Б.Б. умел написать стихотворение, но понимал, что Квашнин умеет лучше. Как любой, кто нюхнул поэзии, но не был поэтом, Б.Б. не знал, что она такое, но знал, что — не она. На ум приходили критики начала века, указывавшие поэтам, что такой напиток, как снежное вино — нонсенс и что влюбляться в холодный мех — противоестественно. В Ленинграде широковещательно — а по интеллигентским арыкам и в Москве — Квашнина всерьез ставили рядом с Бродским; дескать, что тот там, то этот здесь. У него были ученики, последователи, его кредо формулировали литературоведы, писали об особенностях его стиля. А если дурака не валять, то ученики, последователи, литературоведы и подавляющее большинство его читателей всеми силами души хотели бы, чтобы поэзия была именно такая, чтобы это и была поэзия. Вместе с Квашниным они опровергали частные случаи конечного и возможного: строчки, жесты, поступки, мысли, не посягая на бесконечное и невозможное — просто не имея о нем представления. «Знали б вы, в какие бездны я глядел, в какие беды» — писал Квашнин, и этого откровения, и этого знания про бездны и беды было в самый раз, а то, что никаких конкретных бездн и бед не предъявлялось, вызывало только благодарность к поэту.
Конфликты и судороги надоели, кровь и грязь, никуда не денешься, были, то есть даже есть, но в искусстве они должны стать знаками, эстетическими знаками. Ни в одном общественном туалете ни одна чистота не удовлетворяла Квашнина, и в «Звезде» Б. Б. поймал брезгливую, недовольную гримасу на его лице в тот миг, когда он локтем закрывал белоснежную дверь журнальной уборной.
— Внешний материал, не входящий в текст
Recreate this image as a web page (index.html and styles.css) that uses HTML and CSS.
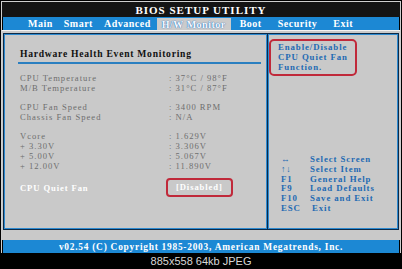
FILE: index.html
```html
<!DOCTYPE html>
<html>
<head>
<meta charset="utf-8">
<link rel="stylesheet" href="styles.css">
</head>
<body>
<div class="screen">
  <div class="bezel">
    <div class="title">BIOS SETUP UTILITY</div>
    <div class="menu">
      <span class="menu-item">Main</span>
      <span class="menu-item">Smart</span>
      <span class="menu-item">Advanced</span>
      <span class="menu-item menu-item--active">H/W Monitor</span>
      <span class="menu-item menu-item--wide">Boot</span>
      <span class="menu-item menu-item--wide">Security</span>
      <span class="menu-item menu-item--wide">Exit</span>
    </div>
    <div class="body">
      <div class="panel panel--main">
        <div class="heading">Hardware Health Event Monitoring</div>
        <div class="group group--first">
          <span class="label">CPU Temperature</span><span class="value">: 37°C / 98°F</span>
          <span class="label">M/B Temperature</span><span class="value">: 31°C / 87°F</span>
        </div>
        <div class="group">
          <span class="label">CPU Fan Speed</span><span class="value">: 3400 RPM</span>
          <span class="label">Chassis Fan Speed</span><span class="value">: N/A</span>
        </div>
        <div class="group">
          <span class="label">Vcore</span><span class="value">: 1.629V</span>
          <span class="label">+ 3.30V</span><span class="value">: 3.306V</span>
          <span class="label">+ 5.00V</span><span class="value">: 5.067V</span>
          <span class="label">+ 12.00V</span><span class="value">: 11.890V</span>
        </div>
        <div class="group group--option">
          <span class="label label--option">CPU Quiet Fan</span><span class="option-box">[Disabled]</span>
        </div>
      </div>
      <div class="panel panel--help">
        <div class="help-box">Enable/Disable<br>CPU Quiet Fan<br>Function.</div>
        <div class="keys">
          <span class="key">↔</span><span>Select Screen</span>
          <span class="key">↑↓</span><span>Select Item</span>
          <span class="key">F1</span><span>General Help</span>
          <span class="key">F9</span><span>Load Defaults</span>
          <span class="key">F10</span><span>Save and Exit</span>
          <span class="key">ESC</span><span class="key-exit">Exit</span>
        </div>
      </div>
    </div>
    <div class="footer">v02.54 (C) Copyright 1985-2003, American Megatrends, Inc.</div>
  </div>
</div>
<div class="caption">885x558 64kb JPEG</div>
</body>
</html>
```
FILE: styles.css
```css
html, body {
  margin: 0;
  padding: 0;
  background: #000;
}
body {
  width: 402px;
  height: 269px;
  overflow: hidden;
  font-family: "Liberation Serif", "DejaVu Serif", serif;
}
.screen {
  height: 253px;
  box-sizing: border-box;
  padding: 1px;
  background: #000;
}
.bezel {
  height: 252px;
  box-sizing: border-box;
  border: 1px solid #cfcfcf;
  border-bottom: 0;
  display: flex;
  flex-direction: column;
}
.title {
  height: 15px;
  line-height: 16px;
  text-align: center;
  color: #fff;
  font-weight: bold;
  font-size: 11px;
  letter-spacing: 1px;
  background: #141414;
}
.menu {
  height: 13px;
  margin: 0 1px;
  background: #1c88d4;
  display: flex;
  align-items: stretch;
  padding-left: 20px;
  gap: 1px;
}
.menu-item {
  padding: 0 5px;
  color: #fff;
  font-weight: bold;
  font-size: 10px;
  letter-spacing: 0.5px;
  line-height: 14px;
}
.menu-item--active {
  background: #cbcbcb;
  color: #f6f8fc;
  margin-top: 1px;
  line-height: 13px;
  text-shadow: 0 0 1px #2f78c0, 0 0 1px #2f78c0;
}
.menu-item--wide {
  padding: 0 7px 0 8px;
}
.body {
  flex: 1;
  background: #c9c9c9;
  border-top: 1px solid #f2f2f2;
  padding: 2px 1px 9px 1px;
  display: flex;
}
.panel {
  height: 197px;
  box-sizing: border-box;
  border: 1px solid #0c2a48;
  box-shadow: inset 0 0 0 1px #2d8ad0;
}
.panel--main {
  width: 265px;
  padding: 14px 6px 0 16px;
}
.panel--help {
  flex: 1;
  padding: 5px 0 0 1px;
  margin-left: -1px;
}
.heading {
  font-size: 9.6px;
  font-weight: bold;
  letter-spacing: 0.75px;
  color: #111;
  line-height: 12px;
  padding: 0 0 2px 2px;
  margin-left: -2px;
  border-bottom: 2px solid #2a7fc0;
}
.group {
  display: grid;
  grid-template-columns: 149px auto;
  line-height: 10px;
  font-size: 8.6px;
  letter-spacing: 1px;
  color: #6e6e6e;
  margin-top: 9px;
}
.group--option {
  margin-top: 7px;
  align-items: center;
}
.label--option {
  color: #fff;
  font-weight: bold;
  letter-spacing: 0.9px;
}
.option-box {
  justify-self: start;
  margin-left: -3px;
  border: 2px solid #c0293a;
  border-radius: 4px;
  padding: 0 8px 0 8px;
  line-height: 15px;
  color: #fff;
  font-weight: bold;
  letter-spacing: 0.9px;
}
.help-box {
  width: 88px;
  box-sizing: border-box;
  border: 2px solid #c0293a;
  border-radius: 5px;
  padding: 1px 0 2px 7px;
  line-height: 10px;
  font-size: 8.8px;
  font-weight: bold;
  letter-spacing: 0.9px;
  color: #1e6ab3;
}
.keys {
  margin-top: 79px;
  padding-left: 12px;
  display: grid;
  grid-template-columns: 29px auto;
  line-height: 9.8px;
  font-size: 8.8px;
  font-weight: bold;
  letter-spacing: 0.9px;
  color: #1e6ab3;
}
.key-exit {
  padding-left: 2px;
}
.footer {
  height: 13px;
  margin: 0 1px;
  background: #1c88d4;
  color: #fff;
  text-align: center;
  font-weight: bold;
  font-size: 9.4px;
  letter-spacing: 0.75px;
  line-height: 14px;
}
.caption {
  height: 16px;
  line-height: 17px;
  text-align: center;
  color: #d8d8d8;
  font-family: "Liberation Sans", Arial, sans-serif;
  font-size: 11px;
}
```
В общем-то, Б.Б. было плевать, как и что Миша Квашнин пишет и какое место в системе пишущих занимает, но что-то если не пело, то по крайней мере попискивало у Б.Б. внутри, что-то с той давней поры, когда он мальчиком подставлял ухо под стихи молодых старших, которые не обращали на него внимания, ни разу не спросили, сочиняет ли он сам, больше-меньше унижали, но достоверностью и свежестью звука формировали ему слуховой аппарат, раз навсегда настроив на поэзию эту звенящую в нем струнку. Квашнин прочитал:
Б.Б. подумал, что бы сделал с этим Катулл, или Бертран де Борн, или Донн, или, в конце концов, Куз-мин, каким пропиталось бы это дурманным настоем мускуса, пота, сбруи, страсти, крепких мужских тел.
Так что не заладилось у Б.Б. с новой реальностью как сказал после его ухода Квашнин жене, а жена, главный редактор нового журнала «Петербуржанка», назавтра двум своим заместительницам. Словно вирус забрался, он не заметил когда, в сознание, мозг докладывал: занятия, дела, карьера, мысли, соображения — отнюдь не кончены, развиваются, множатся, но жизнь — кончена. Наверное, это и имел он в виду, когда звонил мне по телефону после освобождения, чтобы сказать, что «почти всё позади, хотя почти всё еще впереди». Сорок четыре года, или сколько уже ему там было, сорок пять? — не возраст, да, да, да — для дел, для планов, для положения в жизни. Но жить — не начинать, не проектировать и получать результат, не готовить жизнь, а просто жить вперед, ну потому что живешь, как жил в двадцать, тридцать и даже в сорок накануне посадки, когда и начинал, и проектировал, и готовил с естественностью человека, который как сейчас, например, Миша Квашнин живет и живет, сорок пять лет живет и, значит, будет дальше жить, — поздновато. Вирус неболезненный, но никаким способом, никакими доводами, насмешкой и забытьем не изгоняемый.